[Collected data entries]
'''

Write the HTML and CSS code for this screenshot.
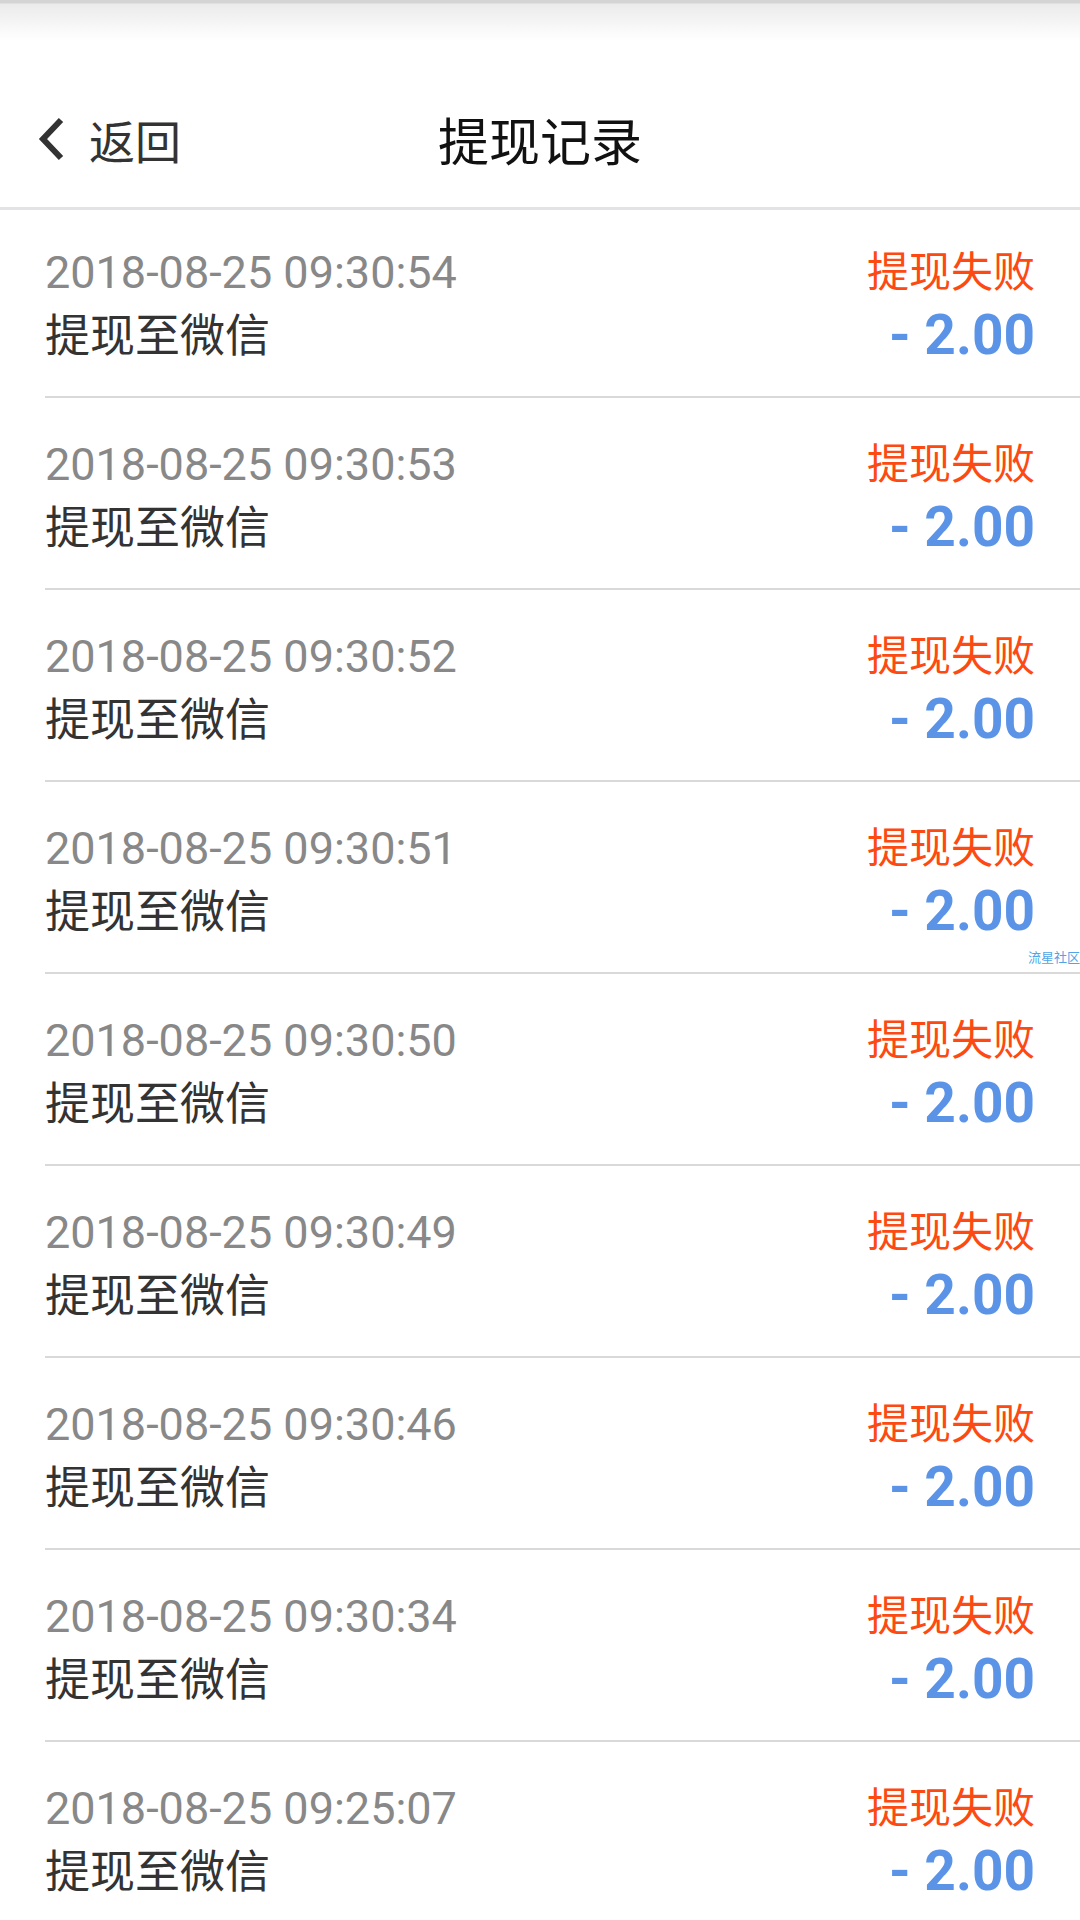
FILE: index.html
```html
<!DOCTYPE html>
<html lang="zh-CN">
<head>
    <meta charset="UTF-8">
    <meta name="viewport" content="width=device-width, initial-scale=1.0">
    <title>提现记录</title>
    <link rel="stylesheet" href="styles.css">
</head>
<body>
    <div class="header">
        <div class="status-bar"></div>
        <div class="nav-bar">
            <a class="back" href="#">
                <svg class="back-icon" viewBox="0 0 28 44" width="28" height="44">
                    <path d="M24 3 L6 22 L24 41" fill="none" stroke="#333" stroke-width="6"/>
                </svg>
                <span>返回</span>
            </a>
            <div class="nav-title">提现记录</div>
        </div>
    </div>

    <div class="record-list">
        <div class="record">
            <div class="record-left">
                <div class="record-time">2018-08-25 09:30:54</div>
                <div class="record-name">提现至微信</div>
            </div>
            <div class="record-right">
                <div class="record-status">提现失败</div>
                <div class="record-amount">- 2.00</div>
            </div>
        </div>
        <div class="record">
            <div class="record-left">
                <div class="record-time">2018-08-25 09:30:53</div>
                <div class="record-name">提现至微信</div>
            </div>
            <div class="record-right">
                <div class="record-status">提现失败</div>
                <div class="record-amount">- 2.00</div>
            </div>
        </div>
        <div class="record">
            <div class="record-left">
                <div class="record-time">2018-08-25 09:30:52</div>
                <div class="record-name">提现至微信</div>
            </div>
            <div class="record-right">
                <div class="record-status">提现失败</div>
                <div class="record-amount">- 2.00</div>
            </div>
        </div>
        <div class="record">
            <div class="record-left">
                <div class="record-time">2018-08-25 09:30:51</div>
                <div class="record-name">提现至微信</div>
            </div>
            <div class="record-right">
                <div class="record-status">提现失败</div>
                <div class="record-amount">- 2.00</div>
            </div>
            <span class="watermark">流星社区</span>
        </div>
        <div class="record">
            <div class="record-left">
                <div class="record-time">2018-08-25 09:30:50</div>
                <div class="record-name">提现至微信</div>
            </div>
            <div class="record-right">
                <div class="record-status">提现失败</div>
                <div class="record-amount">- 2.00</div>
            </div>
        </div>
        <div class="record">
            <div class="record-left">
                <div class="record-time">2018-08-25 09:30:49</div>
                <div class="record-name">提现至微信</div>
            </div>
            <div class="record-right">
                <div class="record-status">提现失败</div>
                <div class="record-amount">- 2.00</div>
            </div>
        </div>
        <div class="record">
            <div class="record-left">
                <div class="record-time">2018-08-25 09:30:46</div>
                <div class="record-name">提现至微信</div>
            </div>
            <div class="record-right">
                <div class="record-status">提现失败</div>
                <div class="record-amount">- 2.00</div>
            </div>
        </div>
        <div class="record">
            <div class="record-left">
                <div class="record-time">2018-08-25 09:30:34</div>
                <div class="record-name">提现至微信</div>
            </div>
            <div class="record-right">
                <div class="record-status">提现失败</div>
                <div class="record-amount">- 2.00</div>
            </div>
        </div>
        <div class="record">
            <div class="record-left">
                <div class="record-time">2018-08-25 09:25:07</div>
                <div class="record-name">提现至微信</div>
            </div>
            <div class="record-right">
                <div class="record-status">提现失败</div>
                <div class="record-amount">- 2.00</div>
            </div>
        </div>
    </div>
</body>
</html>
```

FILE: styles.css
```css
body {
    margin: 0;
    background-color: #fff;
    font-family: Roboto, "Noto Sans CJK SC", sans-serif;
    overflow: hidden;
}

/* Header */
.header {
    border-bottom: 3px solid #e3e3e6;
}

.status-bar {
    height: 70px;
    background: linear-gradient(#d4d4d4 0, #d4d4d4 3px, #ebebeb 4px, #f8f8f8 28px, #fff 42px);
}

.nav-bar {
    position: relative;
    height: 137px;
    display: flex;
    align-items: center;
    justify-content: center;
}

.back {
    position: absolute;
    left: 37px;
    top: 0;
    bottom: 0;
    display: flex;
    align-items: center;
    gap: 24px;
    color: #333;
    font-size: 46px;
    text-decoration: none;
}

.back-icon {
    display: block;
}

.nav-title {
    color: #111;
    font-size: 51px;
}

/* Records */
.record {
    position: relative;
    display: flex;
    justify-content: space-between;
    margin-left: 45px;
    padding: 35px 45px 27px 0;
    border-bottom: 2px solid #d9d9d9;
}

.record:first-child {
    padding-top: 31px;
}

.record-left,
.record-right {
    display: flex;
    flex-direction: column;
}

.record-right {
    align-items: flex-end;
}

.record-time {
    height: 64px;
    line-height: 64px;
    color: #888;
    font-size: 45px;
}

.record-name {
    height: 64px;
    line-height: 64px;
    color: #333;
    font-size: 45px;
}

.record-status {
    height: 64px;
    line-height: 64px;
    color: #fd4a12;
    font-size: 42px;
}

.record-amount {
    height: 64px;
    line-height: 60px;
    color: #5b94e7;
    font-size: 55px;
    font-weight: bold;
}

.watermark {
    position: absolute;
    right: 0;
    bottom: 6px;
    color: #4ea5e8;
    font-size: 13px;
    line-height: 16px;
}
```
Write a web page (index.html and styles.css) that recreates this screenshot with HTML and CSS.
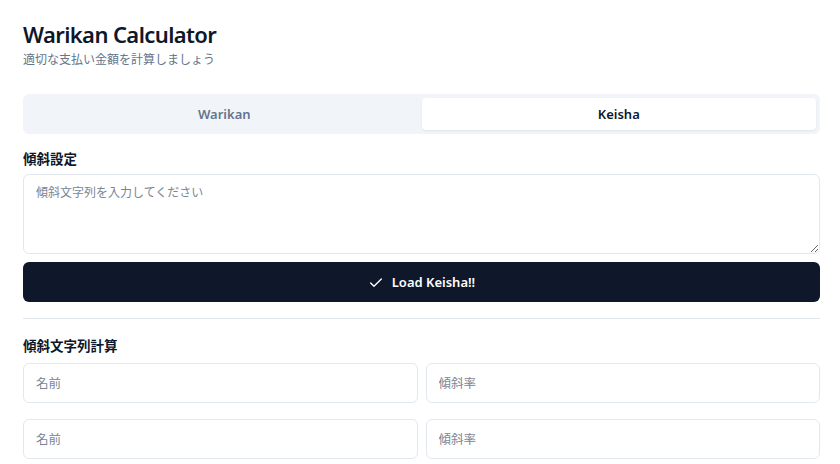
FILE: index.html
```html
<!DOCTYPE html>
<html lang="ja">
<head>
<meta charset="utf-8">
<title>Warikan Calculator</title>
<link rel="stylesheet" href="styles.css">
</head>
<body>
<main class="page">
  <header class="header">
    <h1 class="title">Warikan Calculator</h1>
    <p class="subtitle">適切な支払い金額を計算しましょう</p>
  </header>

  <div class="tabs">
    <button class="tab">Warikan</button>
    <button class="tab tab-active">Keisha</button>
  </div>

  <section class="section">
    <label class="label">傾斜設定</label>
    <textarea class="textarea" placeholder="傾斜文字列を入力してください"></textarea>
    <button class="primary">
      <svg class="check" width="16" height="16" viewBox="0 0 24 24" fill="none" stroke="currentColor" stroke-width="2" stroke-linecap="round" stroke-linejoin="round"><path d="M20 6 9 17l-5-5"/></svg>
      <span>Load Keisha!!</span>
    </button>
  </section>

  <hr class="divider">

  <section class="section calc">
    <label class="label">傾斜文字列計算</label>
    <div class="rows">
      <div class="row">
        <input class="input" placeholder="名前">
        <input class="input" placeholder="傾斜率">
      </div>
      <div class="row">
        <input class="input" placeholder="名前">
        <input class="input" placeholder="傾斜率">
      </div>
    </div>
  </section>
</main>
</body>
</html>
```

FILE: styles.css
```css
* { box-sizing: border-box; }

html, body {
  margin: 0;
  background: #ffffff;
  font-family: "Noto Sans", "Noto Sans CJK JP", sans-serif;
  color: #0f172a;
}

.page {
  padding: 18px 20px 0 23px;
  display: flex;
  flex-direction: column;
}

.header { margin-bottom: 24px; }

.title {
  margin: 0;
  font-size: 22px;
  font-weight: 600;
  line-height: 32px;
  letter-spacing: -0.6px;
  color: #0f172a;
}

.subtitle {
  margin: 0;
  font-size: 12px;
  line-height: 20px;
  color: #64748b;
}

.tabs {
  display: grid;
  grid-template-columns: 1fr 1fr;
  background: #f1f5f9;
  border-radius: 6px;
  padding: 4px;
  height: 40px;
}

.tab {
  border: 0;
  background: transparent;
  font-family: inherit;
  font-size: 13px;
  font-weight: 600;
  color: #64748b;
  border-radius: 4px;
  cursor: pointer;
}

.tab-active {
  background: #ffffff;
  color: #0f172a;
  box-shadow: 0 1px 2px rgba(15, 23, 42, 0.08);
}

.section {
  display: flex;
  flex-direction: column;
  margin-top: 17px;
}

.label {
  font-size: 13.5px;
  font-weight: 600;
  line-height: 16px;
  margin-bottom: 7px;
}

.textarea {
  height: 80px;
  border: 1px solid #e2e8f0;
  border-radius: 6px;
  padding: 8px 12px;
  font-family: inherit;
  font-size: 12px;
  line-height: 20px;
  resize: vertical;
  color: #0f172a;
}

.textarea::placeholder,
.input::placeholder { color: #7b8595; }

.primary {
  margin-top: 8px;
  height: 40px;
  border: 0;
  border-radius: 6px;
  background: #0f172a;
  color: #ffffff;
  font-family: inherit;
  font-size: 13px;
  font-weight: 600;
  display: flex;
  align-items: center;
  justify-content: center;
  gap: 8px;
  cursor: pointer;
}

.check { margin-top: 1px; }

.divider {
  border: 0;
  border-top: 1px solid #e2e8f0;
  margin: 16px 0 0 0;
}

.calc { margin-top: 19px; }

.rows {
  display: flex;
  flex-direction: column;
  gap: 16px;
  margin-top: 2px;
}

.row {
  display: grid;
  grid-template-columns: 1fr 1fr;
  gap: 8px;
}

.input {
  height: 40px;
  border: 1px solid #e2e8f0;
  border-radius: 6px;
  padding: 0 12px;
  font-family: inherit;
  font-size: 12.5px;
  color: #0f172a;
  min-width: 0;
}
```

'''

**Exercise**
Where a line holds "this", copy it out.

**Final result**
Write the HTML and CSS code for this screenshot.
Write a web page (index.html and styles.css) that recreates this screenshot with HTML and CSS.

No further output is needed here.